What about your relationship with Subaru is unique to the automaker?
Prodrive: Our heartbeat is the same as the fantastic engine note of the boxer engine. The foundations of our building are built on the years of WRC wins with Subaru. You can find a huge amount of hardware still painted in the famous blue and gold color scheme dotted around the company. Our trophy cabinets are bulging with success delivered by Colin McRae, Carlos Sainz, Richard Burns and Petter Solberg. A huge proportion of the current workforce fondly remembers the WRC successes. It certainly was an emotional moment to run the TT engine on the dyno for the first time; there was a crowd of people around as it was running flat chat.
In what way(s) could the Challenge Car still improve to afford a higher average speed and lower lap time?

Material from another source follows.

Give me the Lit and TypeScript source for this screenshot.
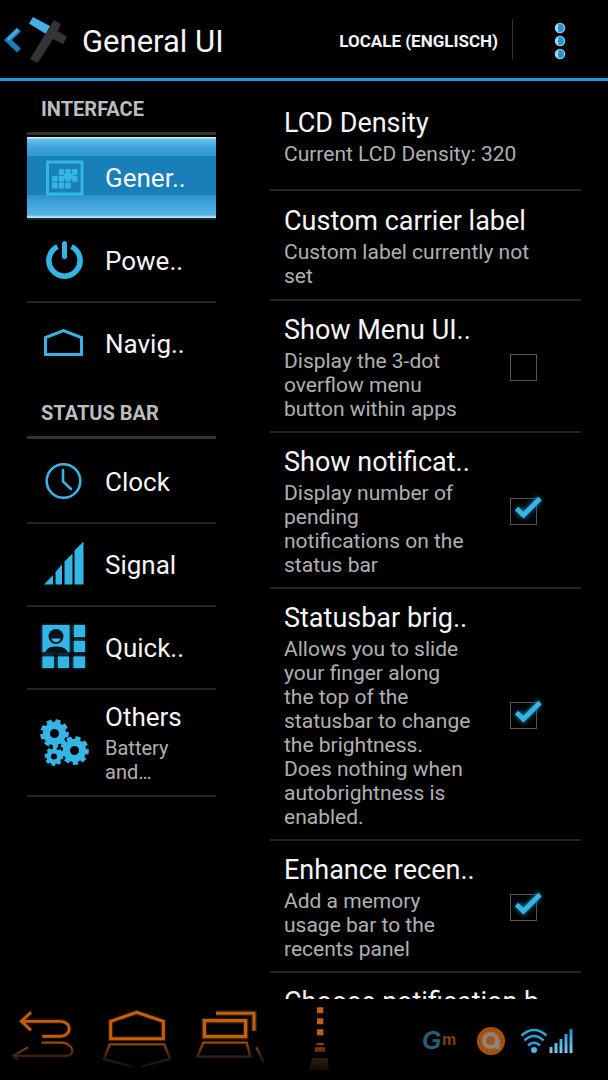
import { LitElement, html, css, svg, nothing } from "lit";
import { customElement, property } from "lit/decorators.js";

const gear = (cx: number, cy: number, r: number, hole: number, teeth: number) => {
  const points: string[] = [];
  const step = (Math.PI * 2) / teeth;
  for (let i = 0; i < teeth; i++) {
    const a = i * step + 0.1;
    for (const [offset, radius] of [[-0.34, 0.8], [-0.26, 1], [0.26, 1], [0.34, 0.8]]) {
      const t = a + offset * step;
      points.push(`${(cx + Math.cos(t) * r * radius).toFixed(1)} ${(cy + Math.sin(t) * r * radius).toFixed(1)}`);
    }
  }
  return svg`<path fill-rule="evenodd" d="M${points.join("L")}Z M${cx - hole} ${cy}a${hole} ${hole} 0 1 0 ${hole * 2} 0a${hole} ${hole} 0 1 0 ${-hole * 2} 0Z"/>`;
};

const tile = (x: number, y: number) => svg`<rect x=${x} y=${y} width="5.6" height="6" rx="1.2"/>`;

const icons: Record<string, unknown> = {
  general: svg`
    <rect x="7.5" y="9" width="34.500" height="32" fill="none" stroke="#33b5e5" stroke-width="3"/>
    ${tile(18.7, 16)}${tile(25.3, 16)}${tile(32, 16)}
    ${tile(12, 22.7)}${tile(18.7, 22.7)}${tile(25.3, 22.7)}${tile(32, 22.7)}
    ${tile(12, 29.4)}${tile(18.7, 29.4)}${tile(25.3, 29.4)}
    <path d="M24 21h9v5h-9z"/>`,
  power: svg`
    <path d="M17.500 10.600a15.600 15.600 0 1 0 14 0" fill="none" stroke="#33b5e5" stroke-width="5.500"/>
    <path d="M24.500 7.500v13" stroke="#33b5e5" stroke-width="5" stroke-linecap="round"/>`,
  navigation: svg`<path d="M5.500 35.500V18.500L23.500 11.500L41.500 18.500V35.500Z" fill="none" stroke="#33b5e5" stroke-width="3"/>`,
  clock: svg`
    <circle cx="23.500" cy="24" r="16.800" fill="none" stroke="#33b5e5" stroke-width="2.600"/>
    <path d="M23 13v11.500l8 7.500" fill="none" stroke="#33b5e5" stroke-width="2.600" stroke-linecap="round"/>`,
  signal: svg`<path d="M4 44.500L13 35V44.500ZM15.500 44.500V32L22 24.500V44.500ZM24.500 44.500V21.500L32.500 13.500V44.500ZM34.500 44.500V10.500L43.500 1.500V44.500Z"/>`,
  quick: svg`
    <g filter="url(#soft)" opacity=".6"><path d="M2 2h28v28H2zM33 2h12v12H33zM33 17h12v12H33zM2 33h12v12H2zM17 33h12v12H17zM33 33h12v12H33z"/></g>
    <path d="M2.500 2h27v27H2.500zM34 2h11v12H34zM34 18h11v11H34zM2.500 33.500h11.500v11.500H2.500zM18 33.500h11v11.500H18zM33.500 33.500H45v11.500H33.500z"/>
    <circle cx="16" cy="13.500" r="7.500" fill="#04121a"/>
    <path d="M5 30C7 24 12 23.500 16 23.500S26 24 28 30Z" fill="#04121a"/>
    <path d="M11.500 15.500h9c-1 5-8 5-9 0Z"/>`,
  others: svg`${gear(14.5, 15.5, 14.5, 4.5, 9)}${gear(34.5, 32.5, 14.5, 4.5, 9)}${gear(14, 38.5, 9.5, 3, 8)}`,
};

interface Category { icon: string; title: string; summary?: string; selected?: boolean }
interface Preference { id: string; title: string; summary: string; checked?: boolean }

const sections: { heading: string; items: Category[] }[] = [
  {
    heading: "INTERFACE",
    items: [
      { icon: "general", title: "Gener..", selected: true },
      { icon: "power", title: "Powe.." },
      { icon: "navigation", title: "Navig.." },
    ],
  },
  {
    heading: "STATUS BAR",
    items: [
      { icon: "clock", title: "Clock" },
      { icon: "signal", title: "Signal" },
      { icon: "quick", title: "Quick.." },
      { icon: "others", title: "Others", summary: "Battery and…" },
    ],
  },
];

const preferences: Preference[] = [
  { id: "density", title: "LCD Density", summary: "Current LCD Density: 320" },
  { id: "carrier", title: "Custom carrier label", summary: "Custom label currently not set" },
  { id: "menu", title: "Show Menu UI..", summary: "Display the 3-dot overflow menu button within apps", checked: false },
  { id: "count", title: "Show notificat..", summary: "Display number of pending notifications on the status bar", checked: true },
  {
    id: "brightness",
    title: "Statusbar brig..",
    summary: "Allows you to slide your finger along the top of the statusbar to change the brightness. Does nothing when autobrightness is enabled.",
    checked: true,
  },
  { id: "recents", title: "Enhance recen..", summary: "Add a memory usage bar to the recents panel", checked: true },
  { id: "behaviour", title: "Choose notification b..", summary: "" },
];

@customElement("category-list")
class CategoryList extends LitElement {
  static styles = css`
    :host { display: block; min-width: 0; }
    .heading {
      margin: 0;
      padding: 17px 14px 11px;
      border-bottom: 3px solid #333;
      font-size: 20px;
      line-height: 24px;
      font-weight: 700;
      color: #bdbdbd;
    }
    .heading.first { padding-top: 16px; }
    .list { list-style: none; margin: 0; padding: 2px 0 0; }
    .entry + .entry { border-top: 2px solid #242424; }
    .entry.last { border-bottom: 2px solid #242424; }
    .item {
      display: flex;
      align-items: center;
      gap: 16px;
      width: 100%;
      min-height: 81px;
      padding: 11px 4px 11px 13px;
      border: 0;
      background: none;
      color: #f5f5f5;
      font: inherit;
      text-align: left;
    }
    .item.selected {
      background: linear-gradient(#c5ebfb 0 1px, #6cc2ea 2px, #3fa5d8 10px, #2d98d0 19px, #187fb8 19px, #187fb8 58px, #2b93cc 58px, #55b5e4 78px, #b5e6fa 80px);
    }
    .icon { flex: none; width: 49px; height: 49px; fill: #33b5e5; overflow: visible; }
    .text { display: block; min-width: 0; }
    .title { display: block; font-size: 26px; line-height: 32px; }
    .summary { display: block; margin-top: 3px; font-size: 20px; line-height: 24px; color: #b0b0b0; }
  `;

  render() {
    return html`
      <nav aria-label="Categories">
        ${sections.map((section, s) => html`
          <h2 class="heading ${s === 0 ? "first" : ""}">${section.heading}</h2>
          <ul class="list">
            ${section.items.map((item, i) => html`
              <li class="entry ${s === sections.length - 1 && i === section.items.length - 1 ? "last" : ""}">
                <button class="item ${item.selected ? "selected" : ""}" type="button">
                  <svg class="icon" viewBox="0 0 49 49" aria-hidden="true">
                    <defs><filter id="soft" x="-20%" y="-20%" width="140%" height="140%"><feGaussianBlur stdDeviation="1.500"/></filter></defs>
                    ${icons[item.icon]}
                  </svg>
                  <span class="text">
                    <span class="title">${item.title}</span>
                    ${item.summary ? html`<span class="summary">${item.summary}</span>` : nothing}
                  </span>
                </button>
              </li>`)}
          </ul>`)}
      </nav>`;
  }
}

@customElement("preference-row")
class PreferenceRow extends LitElement {
  @property({ attribute: false }) pref!: Preference;

  static styles = css`
    :host { display: block; border-bottom: 2px solid #242424; }
    .row {
      box-sizing: border-box;
      display: flex;
      align-items: center;
      width: 100%;
      min-height: 108px;
      padding: 13px 0 10px 14px;
      border: 0;
      background: none;
      color: #f5f5f5;
      font: inherit;
      text-align: left;
    }
    .row.plain { padding-right: 30px; }
    .row.bare { align-items: flex-start; }
    .text { display: block; flex: 1; min-width: 0; }
    .title { display: block; font-size: 27px; line-height: 32px; white-space: nowrap; }
    .summary { display: block; margin-top: 3px; font-size: 21px; line-height: 24px; color: #b0b0b0; }
    .widget { position: relative; flex: none; width: 27px; height: 27px; margin: 0 44px 0 36px; }
    .box {
      appearance: none;
      display: block;
      box-sizing: border-box;
      width: 27px;
      height: 27px;
      margin: 0;
      border: 1px solid #555;
      background: #000;
    }
    .tick { position: absolute; left: 0; top: -6px; width: 40px; height: 32px; pointer-events: none; overflow: visible; }
  `;

  render() {
    const { id, title, summary, checked } = this.pref;
    const text = html`
      <span class="text">
        <span class="title">${title}</span>
        ${summary ? html`<span class="summary">${summary}</span>` : nothing}
      </span>`;
    if (checked === undefined) return html`<button class="row plain ${summary ? "" : "bare"}" type="button">${text}</button>`;
    return html`
      <label class="row" for=${id}>
        ${text}
        <span class="widget">
          <input class="box" type="checkbox" id=${id} .checked=${checked}>
          ${checked ? html`
            <svg class="tick" viewBox="0 0 40 32" aria-hidden="true">
              <defs>
                <filter id="glow" x="-40%" y="-40%" width="180%" height="180%"><feGaussianBlur stdDeviation="2.500"/></filter>
              </defs>
              <path d="M6.500 16.500l7 6.500L30 6.500" fill="none" stroke="#0d5f86" stroke-width="7" filter="url(#glow)"/>
              <path d="M6.500 16.500l7 6.500L30 6.500" fill="none" stroke="#33b5e5" stroke-width="5"/>
            </svg>` : nothing}
        </span>
      </label>`;
  }
}

@customElement("system-bar")
class SystemBar extends LitElement {
  static styles = css`
    :host { display: flex; align-items: center; justify-content: space-between; height: 81px; padding: 0 34px 0 10px; background: #000; }
    .keys { display: flex; align-items: center; gap: 22px; }
    .key { display: block; padding: 0; border: 0; background: none; }
    .glyph { display: block; width: 70px; height: 64px; fill: none; stroke: #c65f08; overflow: visible; }
    .status { display: flex; align-items: center; gap: 14px; padding-top: 3px; }
    .badge { display: block; height: 32px; overflow: visible; }
    .google { width: 40px; }
    .app { width: 30px; }
    .radio { width: 54px; }
    .letter { font-family: "Liberation Sans", Arial, sans-serif; font-weight: 700; }
  `;

  render() {
    const fade = svg`<defs><linearGradient id="fade" gradientUnits="userSpaceOnUse" x1="0" y1="150" x2="0" y2="238"><stop offset="0" stop-color="#a85008"/><stop offset=".35" stop-color="#6b3306"/><stop offset=".6" stop-color="#2c1d12"/><stop offset="1" stop-color="#120d0a"/></linearGradient></defs>`;
    return html`
      <div class="keys">
        <button class="key" type="button" aria-label="Back">
          <svg class="glyph" viewBox="30 54 210 192">${fade}
            <path d="M64 94H180C218 94 216 139 180 139H127M93 67L64 94L93 121" stroke="#2a1505" stroke-width="15"/>
            <path d="M64 94H180C218 94 216 139 180 139H127M93 67L64 94L93 121" stroke-width="8"/>
            <path d="M124 158H185C218 158 232 198 195 198H42M84 172L40 197L53 210" stroke="url(#fade)" stroke-width="7"/>
          </svg>
        </button>
        <button class="key" type="button" aria-label="Home">
          <svg class="glyph" viewBox="306 54 210 192">${fade}
            <path d="M332 146V94L410 67L490 94V146Z" stroke="#2a1505" stroke-width="16"/>
            <path d="M332 146V94L410 67L490 94V146Z" stroke-width="9"/>
            <path d="M395 230L312 207L329 163H493L510 207L425 230" stroke="url(#fade)" stroke-width="7"/>
          </svg>
        </button>
        <button class="key" type="button" aria-label="Recent apps">
          <svg class="glyph" viewBox="42 54 210 192">${fade}
            <path d="M73 92H197V140H73ZM108 70H222V122" stroke="#2a1808" stroke-width="18"/>
            <path d="M73 92H197V140H73Z" stroke-width="10"/>
            <path d="M108 70H222V122" stroke-width="9"/>
            <path d="M70 158H200L211 200H52ZM229 172L250 216" stroke="url(#fade)" stroke-width="7"/>
          </svg>
        </button>
        <button class="key" type="button" aria-label="Menu">
          <svg class="glyph" viewBox="318 54 210 192">${fade}
            <path d="M411 52h19v18h-19zM411 85h19v18h-19zM411 118h19v18h-19z" fill="#c65f08" stroke="none"/>
            <path d="M410 159h21l1 6h-23zM406 172h28l3 13h-35zM396 204h47l4 36h-59z" fill="url(#fade)" stroke="none"/>
          </svg>
        </button>
      </div>
      <div class="status">
        <svg class="badge google" viewBox="0 0 40 32" role="img" aria-label="Gm">
          <text class="letter" x="0" y="24" font-size="25" font-style="italic" fill="#235e77">G</text>
          <text class="letter" x="20" y="20" font-size="16" fill="#85420f">m</text>
        </svg>
        <svg class="badge app" viewBox="0 0 30 32" role="img" aria-label="App notification">
          <circle cx="15" cy="16" r="14" fill="#a9520c"/>
          <circle cx="15" cy="16" r="11.500" fill="none" stroke="#7c3c0a" stroke-dasharray="1 2"/>
          <circle cx="14.500" cy="15.500" r="6.500" fill="none" stroke="#8a8480" stroke-width="4"/>
          <path d="M21.500 15v9" stroke="#8a8480" stroke-width="4.500"/>
        </svg>
        <svg class="badge radio" viewBox="0 0 54 32" role="img" aria-label="Wi-Fi and mobile signal">
          <defs><linearGradient id="sky" x1="0" y1="0" x2="0" y2="1"><stop offset="0" stop-color="#168fd0"/><stop offset="1" stop-color="#7ccdf2"/></linearGradient></defs>
          <g fill="none" stroke="#2ba3df" stroke-width="2.500">
            <path d="M1.500 10.500Q14 -.5 26.500 10.500"/><path d="M4.500 15.500Q14 6.500 23.500 15.500"/><path d="M8 20.500Q14 15 20 20.500"/>
          </g>
          <circle cx="14" cy="25" r="3" fill="#4db8ea"/>
          <path d="M29.500 22h3v6h-3zM34.500 18h3v10h-3zM39.500 14h3v14h-3zM44.500 9h3v19h-3zM49.500 4h3v24h-3z" fill="url(#sky)"/>
        </svg>
      </div>`;
  }
}

@customElement("app-root")
class AppRoot extends LitElement {
  static styles = css`
    :host {
      display: flex;
      flex-direction: column;
      height: 100vh;
      background: #000;
      color: #f5f5f5;
      font-family: Roboto, "Noto Sans", sans-serif;
      overflow: hidden;
    }
    .bar {
      flex: none;
      display: flex;
      align-items: center;
      box-sizing: border-box;
      height: 81px;
      padding: 0 36px 0 0;
      border-bottom: 3px solid #1d9be6;
    }
    .up { display: flex; align-items: center; gap: 12px; margin-right: auto; padding: 2px 0 0; border: 0; background: none; color: inherit; font: inherit; }
    .logo { flex: none; width: 70px; height: 60px; }
    .name { margin: 0; padding-top: 4px; font-size: 31px; line-height: 36px; font-weight: 400; white-space: nowrap; }
    .locale { padding: 4px 14px 0 0; border: 0; background: none; color: #f5f5f5; font: inherit; font-size: 17px; line-height: 20px; font-weight: 700; white-space: nowrap; }
    .split { width: 1px; height: 41px; margin-right: 35px; background: #333; }
    .more { padding: 4px 0 0; border: 0; background: none; }
    .dots { display: block; width: 24px; height: 44px; }
    .panes { flex: 1; min-height: 0; display: grid; grid-template-columns: 189fr 311fr; gap: 54px; padding: 0 27px; overflow: hidden; }
    .prefs { min-width: 0; overflow: hidden; }
    .foot { flex: none; }
  `;

  render() {
    return html`
      <header class="bar">
        <button class="up" type="button" aria-label="Navigate up">
          <svg class="logo" viewBox="0 0 70 60" aria-hidden="true">
            <path d="M19 19.500L8 30L19 40.500" fill="none" stroke="#1b7fb8" stroke-width="5.500"/>
            <path d="M18 19.500L8 29.500" fill="none" stroke="#43aee4" stroke-width="3"/>
            <path d="M33 7L50 16L46 24L29 13.500Z" fill="#43b0e2"/>
            <path d="M54 10L61 14L57.500 21L67 27L63 34L53 29L37.500 53L30 49Z" fill="#343434"/>
          </svg>
          <h1 class="name">General UI</h1>
        </button>
        <button class="locale" type="button">LOCALE (ENGLISCH)</button>
        <span class="split"></span>
        <button class="more" type="button" aria-label="More options">
          <svg class="dots" viewBox="0 0 24 44" aria-hidden="true">
            ${[9, 22, 35].map((y) => svg`
              <circle cx="12" cy=${y} r="4.600" fill="#1397e2" stroke="#b5bcc0" stroke-width="1.400"/>
              <path d=${`M10 ${y - 3}q-2.500 3 0 6`} fill="none" stroke="#a9dcf6" stroke-width="2"/>`)}
          </svg>
        </button>
      </header>
      <main class="panes">
        <category-list></category-list>
        <section class="prefs" aria-label="General UI">
          ${preferences.map((pref) => html`<preference-row .pref=${pref}></preference-row>`)}
        </section>
      </main>
      <system-bar class="foot"></system-bar>`;
  }
}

Prodrive: Firstly, there is a bit more to come from Mark. [Not much! He is a talented guy and I doubt if anyone knows the island better than he does – maybe his dad, but he prefers to drive his Forester nowadays!] The TT riders this year were very fortunate to get good weather and, as they enter a number of bikes in differing categories, they got 15 or so free practice laps in total. Mark did one standing start lap, then was straight into the run. It was an incredible feat, however. With one or two more laps and only small changes I firmly believe a 131+ mph lap was achievable. After that, post event we studied data and stripped the engine. All looked perfect, so we know we can push the superbly strong engine further. Six-hundred-fifty bhp is a realistic target. This will come from more boost and a 9000-rpm rev limit. We used 8500 this year. Better aero in the shape of a diffuser and slightly lower drag will ensure we make a good step.